Well, that helped.
The heavy rains lumbering through much of the Rio Grande Valley over the weekend thanks to a disorganized tropical wave originating near Louisiana brought welcome relief to residents of deep South Texas after a long run of hot, dry weather, accompanied by historically low water levels at Amistad and Falcon reservoirs.
Barry Goldsmith, warning coordination meteorologist with the National Weather Service Brownsville/Rio Grande Valley Station, said that even though the updated U.S. Drought Monitor report won’t come out until Aug. 18, it’s a good bet that every part of the Valley has been knocked down at least a drought level.
On that score, and even with Valley communities nervously eyeing dropping reservoir levels, the region is in better shape than even drier parts of Texas further north. Nowhere in the Valley is listed worse than Level 1, or moderate drought (some areas not even dry enough for that designation), and that was before the rainmaker made its presence known, especially on Sunday, Goldsmith said.
“The core of the rain associated with the system stayed north of the Valley but rain bands soaked the Rio Grande Valley,” he said. “These bands of rain may matter sometimes more than the circulation.”
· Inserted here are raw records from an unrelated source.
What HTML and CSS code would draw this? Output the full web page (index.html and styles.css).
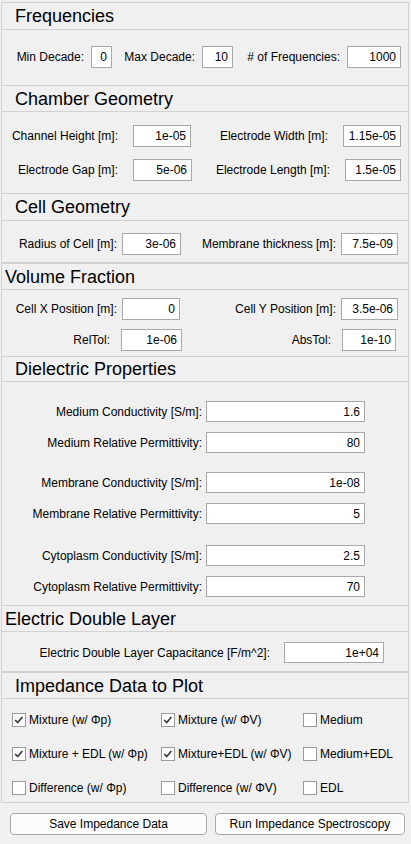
FILE: index.html
```html
<!DOCTYPE html>
<html>
<head>
<meta charset="utf-8">
<title>Impedance Spectroscopy</title>
<link rel="stylesheet" href="styles.css">
</head>
<body>
<div class="app">
  <div class="frame">
    <section class="panel p-freq">
      <div class="title">Frequencies</div>
      <div class="body">
        <div class="row r-freq">
          <div class="lbl">Min Decade:</div><div class="field">0</div>
          <div class="lbl">Max Decade:</div><div class="field">10</div>
          <div class="lbl"># of Frequencies:</div><div class="field">1000</div>
        </div>
      </div>
    </section>

    <section class="panel p-chamber">
      <div class="title">Chamber Geometry</div>
      <div class="body">
        <div class="row r-ch1">
          <div class="lbl">Channel Height [m]:</div><div class="field">1e-05</div>
          <div class="lbl">Electrode Width [m]:</div><div class="field">1.15e-05</div>
        </div>
        <div class="row r-ch2">
          <div class="lbl">Electrode Gap [m]:</div><div class="field">5e-06</div>
          <div class="lbl">Electrode Length [m]:</div><div class="field">1.5e-05</div>
        </div>
      </div>
    </section>

    <section class="panel p-cell">
      <div class="title">Cell Geometry</div>
      <div class="body">
        <div class="row r-cell">
          <div class="lbl">Radius of Cell [m]:</div><div class="field">3e-06</div>
          <div class="lbl">Membrane thickness [m]:</div><div class="field">7.5e-09</div>
        </div>
      </div>
    </section>

    <section class="panel p-vol">
      <div class="title">Volume Fraction</div>
      <div class="body">
        <div class="row r-vol1">
          <div class="lbl">Cell X Position [m]:</div><div class="field">0</div>
          <div class="lbl">Cell Y Position [m]:</div><div class="field">3.5e-06</div>
        </div>
        <div class="row r-vol2">
          <div class="lbl">RelTol:</div><div class="field">1e-06</div>
          <div class="lbl">AbsTol:</div><div class="field">1e-10</div>
        </div>
      </div>
    </section>

    <section class="panel p-diel">
      <div class="title">Dielectric Properties</div>
      <div class="body">
        <div class="group">
          <div class="row r-diel">
            <div class="lbl">Medium Conductivity [S/m]:</div><div class="field">1.6</div>
          </div>
          <div class="row r-diel">
            <div class="lbl">Medium Relative Permittivity:</div><div class="field">80</div>
          </div>
        </div>
        <div class="group">
          <div class="row r-diel">
            <div class="lbl">Membrane Conductivity [S/m]:</div><div class="field">1e-08</div>
          </div>
          <div class="row r-diel">
            <div class="lbl">Membrane Relative Permittivity:</div><div class="field">5</div>
          </div>
        </div>
        <div class="group g-last">
          <div class="row r-diel">
            <div class="lbl">Cytoplasm Conductivity [S/m]:</div><div class="field">2.5</div>
          </div>
          <div class="row r-diel">
            <div class="lbl">Cytoplasm Relative Permittivity:</div><div class="field">70</div>
          </div>
        </div>
      </div>
    </section>

    <section class="panel p-edl">
      <div class="title">Electric Double Layer</div>
      <div class="body">
        <div class="row r-edl">
          <div class="lbl">Electric Double Layer Capacitance [F/m^2]:</div><div class="field">1e+04</div>
        </div>
      </div>
    </section>

    <section class="panel p-imp">
      <div class="title">Impedance Data to Plot</div>
      <div class="body">
        <div class="checks">
          <div class="chk"><span class="box on"><svg viewBox="0 0 14 14"><polyline points="2.5,7 5.5,10 11,3.5"/></svg></span><span>Mixture (w/ Φp)</span></div>
          <div class="chk"><span class="box on"><svg viewBox="0 0 14 14"><polyline points="2.5,7 5.5,10 11,3.5"/></svg></span><span>Mixture (w/ ΦV)</span></div>
          <div class="chk"><span class="box"></span><span>Medium</span></div>

          <div class="chk"><span class="box on"><svg viewBox="0 0 14 14"><polyline points="2.5,7 5.5,10 11,3.5"/></svg></span><span>Mixture + EDL (w/ Φp)</span></div>
          <div class="chk"><span class="box on"><svg viewBox="0 0 14 14"><polyline points="2.5,7 5.5,10 11,3.5"/></svg></span><span>Mixture+EDL (w/ ΦV)</span></div>
          <div class="chk"><span class="box"></span><span>Medium+EDL</span></div>

          <div class="chk"><span class="box"></span><span>Difference (w/ Φp)</span></div>
          <div class="chk"><span class="box"></span><span>Difference (w/ ΦV)</span></div>
          <div class="chk"><span class="box"></span><span>EDL</span></div>
        </div>
      </div>
    </section>
  </div>

  <div class="buttons">
    <button class="btn b-save">Save Impedance Data</button>
    <button class="btn b-run">Run Impedance Spectroscopy</button>
  </div>
</div>
</body>
</html>
```

FILE: styles.css
```css
* { box-sizing: border-box; }

html, body {
  margin: 0;
  padding: 0;
  background: #f0f0f0;
}

body {
  font-family: "Liberation Sans", Arial, sans-serif;
  font-size: 12px;
  color: #000;
}

.app {
  width: 411px;
  height: 844px;
  padding-top: 2px;
  padding-left: 1px;
}

.frame {
  width: 408px;
  border: 1px solid #d2d2d2;
}

.panel {
  border-bottom: 1px solid #d2d2d2;
}
.panel:last-child { border-bottom: none; }

.title {
  font-size: 18px;
  line-height: 1;
  display: flex;
  align-items: center;
  padding-left: 13px;
  border-bottom: 1px solid #d2d2d2;
  height: 26px;
}

.body {
  display: flex;
  flex-direction: column;
}

.row {
  display: grid;
  align-items: center;
  height: 22px;
}

.lbl {
  text-align: right;
  padding-right: var(--pr, 8px);
  white-space: nowrap;
}

.field {
  height: 100%;
  background: #fff;
  border: 1px solid #a8a8a8;
  text-align: right;
  padding-right: 4px;
  display: flex;
  align-items: center;
  justify-content: flex-end;
  white-space: nowrap;
}

/* Frequencies */
.p-freq .title { height: 27px; }
.p-freq .body { height: 55px; padding-top: 16px; }
.r-freq { grid-template-columns: 89px 21px 90px 31px 114px 54px; --pr: 7px; }

/* Chamber Geometry */
.p-chamber .title { height: 26px; }
.p-chamber .body { height: 81px; padding-top: 13px; gap: 12px; }
.r-ch1 { grid-template-columns: 131px 58px 152px 58px; --pr: 15px; }
.r-ch2 { grid-template-columns: 131px 59px 153px 56px; --pr: 15px; }

/* Cell Geometry */
.p-cell { border-bottom-width: 2px; }
.p-cell .title { height: 27px; }
.p-cell .body { height: 41px; padding-top: 12px; }
.r-cell { grid-template-columns: 120px 59px 160px 57px; --pr: 5px; }

/* Volume Fraction */
.p-vol .title { height: 26px; padding-left: 3px; }
.p-vol .body { height: 66px; padding-top: 8px; gap: 9px; }
.r-vol1 { grid-template-columns: 120px 58px 161px 57px; --pr: 5px; }
.r-vol2 { grid-template-columns: 119px 61px 160px 54px; --pr: 11px; }

/* Dielectric Properties */
.p-diel .title { height: 25px; }
.p-diel .body { height: 223px; padding-top: 19px; gap: 19px; }
.p-diel .group { display: flex; flex-direction: column; gap: 10px; }
.p-diel .g-last { margin-top: 2px; }
.r-diel { grid-template-columns: 204px 159px; height: 21px; --pr: 4px; }

/* Electric Double Layer */
.p-edl { border-bottom-width: 2px; }
.p-edl .title { height: 26px; padding-left: 3px; }
.p-edl .body { height: 39px; padding-top: 10px; }
.r-edl { grid-template-columns: 282px 100px; height: 21px; --pr: 14px; }

/* Impedance Data to Plot */
.p-imp .title { height: 26px; }
.p-imp .body { height: 103px; padding-top: 14px; padding-left: 10px; }

.checks {
  display: grid;
  grid-template-columns: 149px 142px 100px;
  grid-template-rows: 14px 14px 14px;
  row-gap: 20px;
}

.chk {
  display: flex;
  align-items: center;
  gap: 3px;
  height: 14px;
  white-space: nowrap;
}

.box {
  width: 14px;
  height: 14px;
  flex: none;
  background: #fff;
  border: 1px solid #9a9a9a;
  display: flex;
  align-items: center;
  justify-content: center;
}
.box svg {
  width: 12px;
  height: 12px;
  fill: none;
  stroke: #3a3a3a;
  stroke-width: 2;
}

/* Buttons */
.buttons {
  display: flex;
  margin-top: 10px;
  padding-left: 9px;
  gap: 8px;
}

.btn {
  font-family: "Liberation Sans", Arial, sans-serif;
  font-size: 12px;
  color: #000;
  height: 22px;
  background: #fcfcfc;
  border: 1px solid #a9a9a9;
  border-radius: 4px;
  padding: 0;
}
.b-save { width: 197px; }
.b-run { width: 190px; }
```
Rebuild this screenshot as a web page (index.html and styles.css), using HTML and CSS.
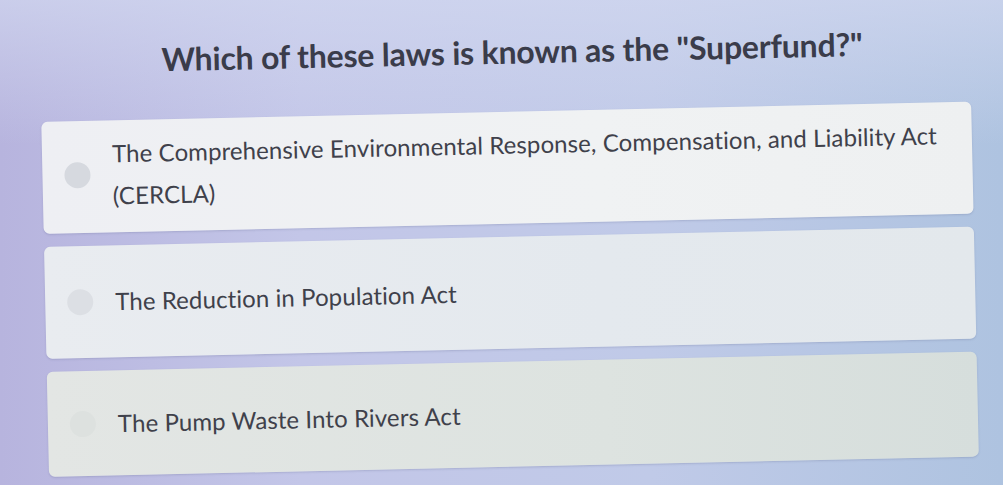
FILE: index.html
```html
<!DOCTYPE html>
<html>
<head>
<meta charset="utf-8">
<link rel="stylesheet" href="styles.css">
</head>
<body>
<div class="screen">
  <div class="quiz">
    <h1 class="question">Which of these laws is known as the "Superfund?"</h1>
    <div class="options">
      <div class="option option-1">
        <span class="radio"></span>
        <span class="label">The Comprehensive Environmental Response, Compensation, and Liability Act (CERCLA)</span>
      </div>
      <div class="option option-2">
        <span class="radio"></span>
        <span class="label">The Reduction in Population Act</span>
      </div>
      <div class="option option-3">
        <span class="radio"></span>
        <span class="label">The Pump Waste Into Rivers Act</span>
      </div>
    </div>
  </div>
</div>
</body>
</html>
```
FILE: styles.css
```css
html, body {
  margin: 0;
  padding: 0;
}
body {
  width: 1003px;
  height: 485px;
  overflow: hidden;
  font-family: Lato, "Open Sans", sans-serif;
}
.screen {
  width: 1003px;
  height: 485px;
  background:
    linear-gradient(180deg, rgba(210, 216, 240, 0.7) 0%, rgba(190, 200, 232, 0) 30%),
    linear-gradient(90deg, #b7b4de 0%, #c3c6e8 30%, #c0cae8 65%, #aec3e0 100%);
  overflow: hidden;
}
.quiz {
  width: 930px;
  margin-left: 44px;
  transform: rotate(-1.25deg);
  transform-origin: 500px 240px;
}
.question {
  margin: 0;
  height: 101px;
  padding-bottom: 10px;
  display: flex;
  align-items: center;
  justify-content: center;
  padding-left: 14px;
  font-size: 32px;
  font-weight: 700;
  color: #3a3c4a;
  letter-spacing: -0.2px;
}
.options {
  display: flex;
  flex-direction: column;
  gap: 13px;
}
.option {
  display: flex;
  align-items: center;
  gap: 22px;
  padding: 14px 30px 14px 22px;
  border-radius: 6px;
  box-shadow: 0 1px 2px rgba(90, 100, 140, 0.25);
}
.option-1 {
  padding-top: 12px;
  padding-bottom: 16px;
  background: linear-gradient(90deg, #eeeff3 0%, #f0f2f3 60%, #eef0f1 100%);
}
.option-2 {
  min-height: 84px;
  background: linear-gradient(90deg, #e9ecf0 0%, #e4e9ee 60%, #e3e8ec 100%);
}
.option-3 {
  min-height: 77px;
  background: linear-gradient(90deg, #e3e6e4 0%, #dde3e0 60%, #d6dedc 100%);
}
.radio {
  flex: none;
  width: 26px;
  height: 26px;
  border-radius: 50%;
  background: #d6d9df;
}
.option-2 .radio {
  background: #dcdfe4;
}
.option-3 .radio {
  background: #dde1df;
}
.label {
  font-size: 24px;
  line-height: 42px;
  color: #3f414b;
  letter-spacing: 0.1px;
}
```
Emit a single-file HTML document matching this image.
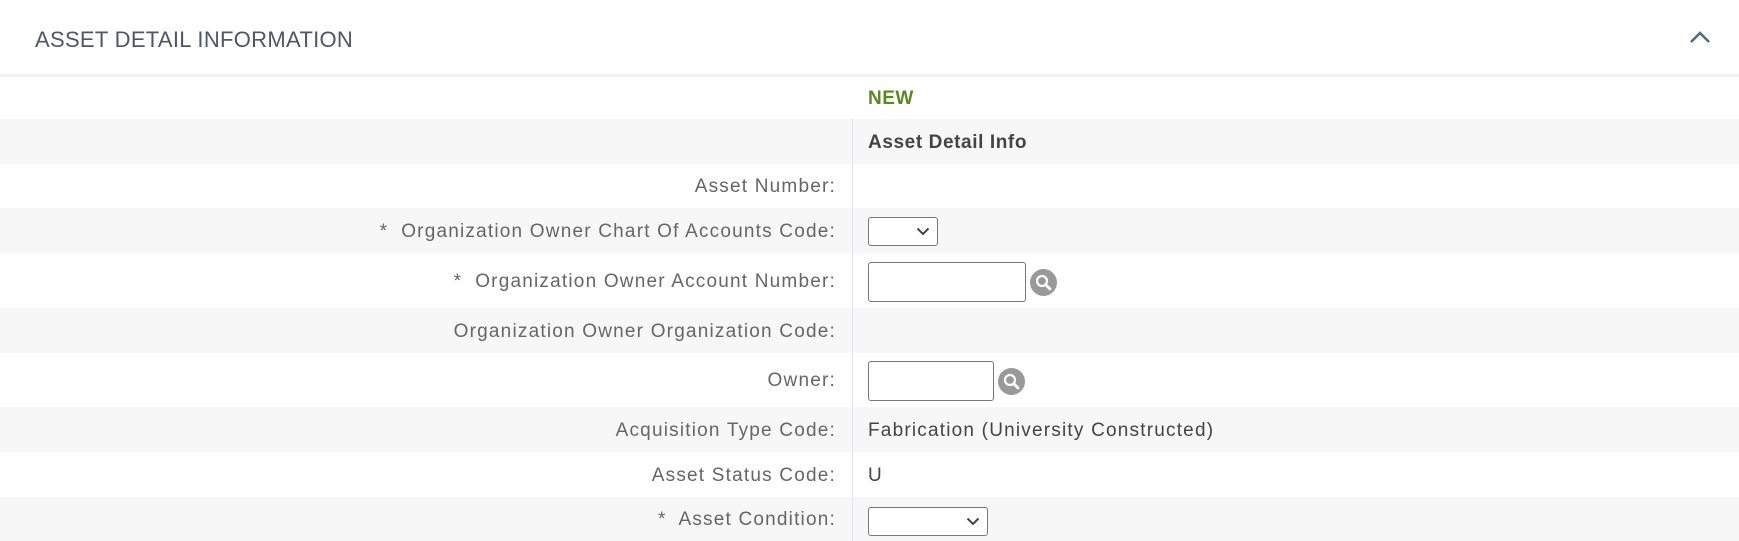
<!DOCTYPE html>
<html><head><meta charset="utf-8"><style>
*{margin:0;padding:0;box-sizing:border-box}
body{width:1739px;height:541px;background:#fff;font-family:"Liberation Sans",Arial,sans-serif;position:relative;overflow:hidden}
.title{position:absolute;left:35px;top:27px;font-size:22px;color:#4d5864;letter-spacing:.3px}
.chev{position:absolute;left:1689px;top:30px}
.hr{position:absolute;left:0;top:74px;width:1739px;height:3px;background:#f2f2f2}
.row{position:absolute;left:0;width:1739px;display:flex;align-items:center;padding-top:2px}
.g{background:#f7f7f7}
.lab{position:absolute;right:903px;font-size:19px;color:#666;letter-spacing:1.2px;white-space:nowrap}
.val{position:absolute;left:868px;font-size:19px;color:#444;letter-spacing:1.2px;white-space:nowrap}
.div{position:absolute;left:852px;top:119px;width:1px;height:422px;background:#dde8ea}
.box{position:absolute;border:1px solid #777;border-radius:3px;background:#fff}
.srch{position:absolute;width:27px;height:27px;border-radius:50%;background:#999}
</style></head><body>
<div class="title">ASSET DETAIL INFORMATION</div>
<svg class="chev" width="22" height="15" viewBox="0 0 22 15"><path d="M2 12 L11 3 L20 12" fill="none" stroke="#4d6a80" stroke-width="2.5"/></svg>
<div class="hr"></div>

<div class="row" style="top:77px;height:42px"><span class="val" style="color:#5a8a1f;font-weight:bold;letter-spacing:.5px">NEW</span></div>
<div class="row g" style="top:119px;height:45px"><span class="val" style="font-weight:bold;letter-spacing:.6px">Asset Detail Info</span></div>
<div class="row" style="top:164px;height:44px"><span class="lab">Asset Number:</span></div>
<div class="row g" style="top:208px;height:46px"><span class="lab">*&nbsp; Organization Owner Chart Of Accounts Code:</span></div>
<div class="row" style="top:254px;height:54px"><span class="lab">*&nbsp; Organization Owner Account Number:</span></div>
<div class="row g" style="top:308px;height:45px"><span class="lab">Organization Owner Organization Code:</span></div>
<div class="row" style="top:353px;height:54px"><span class="lab">Owner:</span></div>
<div class="row g" style="top:407px;height:45px"><span class="lab">Acquisition Type Code:</span><span class="val">Fabrication (University Constructed)</span></div>
<div class="row" style="top:452px;height:45px"><span class="lab">Asset Status Code:</span><span class="val">U</span></div>
<div class="row g" style="top:497px;height:44px"><span class="lab">*&nbsp; Asset Condition:</span></div>
<div class="div"></div>

<div class="box" style="left:868px;top:217px;width:70px;height:29px"><svg style="position:absolute;right:7px;top:9px" width="14" height="9" viewBox="0 0 14 9"><path d="M1.5 1.5 L7 7 L12.5 1.5" fill="none" stroke="#444" stroke-width="2"/></svg></div>
<div class="box" style="left:868px;top:262px;width:158px;height:40px"></div>
<div class="srch" style="left:1030px;top:269px"><svg width="27" height="27" viewBox="0 0 27 27"><circle cx="12" cy="12" r="5" fill="none" stroke="#fff" stroke-width="2.2"/><path d="M15.5 15.5 L20 20" stroke="#fff" stroke-width="2.8" stroke-linecap="round"/></svg></div>
<div class="box" style="left:868px;top:361px;width:126px;height:40px"></div>
<div class="srch" style="left:998px;top:368px"><svg width="27" height="27" viewBox="0 0 27 27"><circle cx="12" cy="12" r="5" fill="none" stroke="#fff" stroke-width="2.2"/><path d="M15.5 15.5 L20 20" stroke="#fff" stroke-width="2.8" stroke-linecap="round"/></svg></div>
<div class="box" style="left:868px;top:507px;width:120px;height:29px"><svg style="position:absolute;right:7px;top:9px" width="14" height="9" viewBox="0 0 14 9"><path d="M1.5 1.5 L7 7 L12.5 1.5" fill="none" stroke="#444" stroke-width="2"/></svg></div>
</body></html>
The disappearing water at Falcon and Amistad have prompted some Valley municipalities, including Brownsville and McAllen, to implement Stage 2 drought contingency plans. The reservoirs will benefit from all the rain, though as of Monday it wasn’t known how much, Goldsmith said.
“What we can say pretty definitively is that there will be some rise,” he said. “This is the kind of event that will drop enough water into each reservoir to create … a rise from the runoff.
The general forecast for the weekend called for 5 to 10 inches of rain falling in the watershed of the Lower Rio Grande Basin that feeds into Amistad and especially Falcon, including the Rio Grande between Del Rio and Zapata, which serves as the head of Falcon Lake, Goldsmith said.
“Water that falls along the river will flow downstream and reach the lake,” he said.
While some spots only got an inch or two, wide swaths of the Valley received three to seven inches, Goldsmith said.
“Depending on where you were, in Starr, Hidalgo, Willacy or Cameron (counties), the reality is everybody got a piece of this pie,” he said.
As of midday Monday the system wasn’t done, dumping rain on Eagle Pass en route to Big Bend and following the west bank of the Rio Grande.
While the rain gives the Valley some breathing room as far as the water supply goes, September is a wild card rain-wise, with predictions of average, above-average or below-average rainfall, depending on which computer model you’re looking at, Goldsmith said. He added that below-average would would open the door to more drought, given that the current long-term outlook predicts a drier and warmer fall and winter than normal. If that pattern persists into spring, things could get grim, Goldsmith said.
“If September doesn’t get the rain, then we’re going to be kind of back to square one,” he said. “So the hope is we see more like this. This is very welcome.”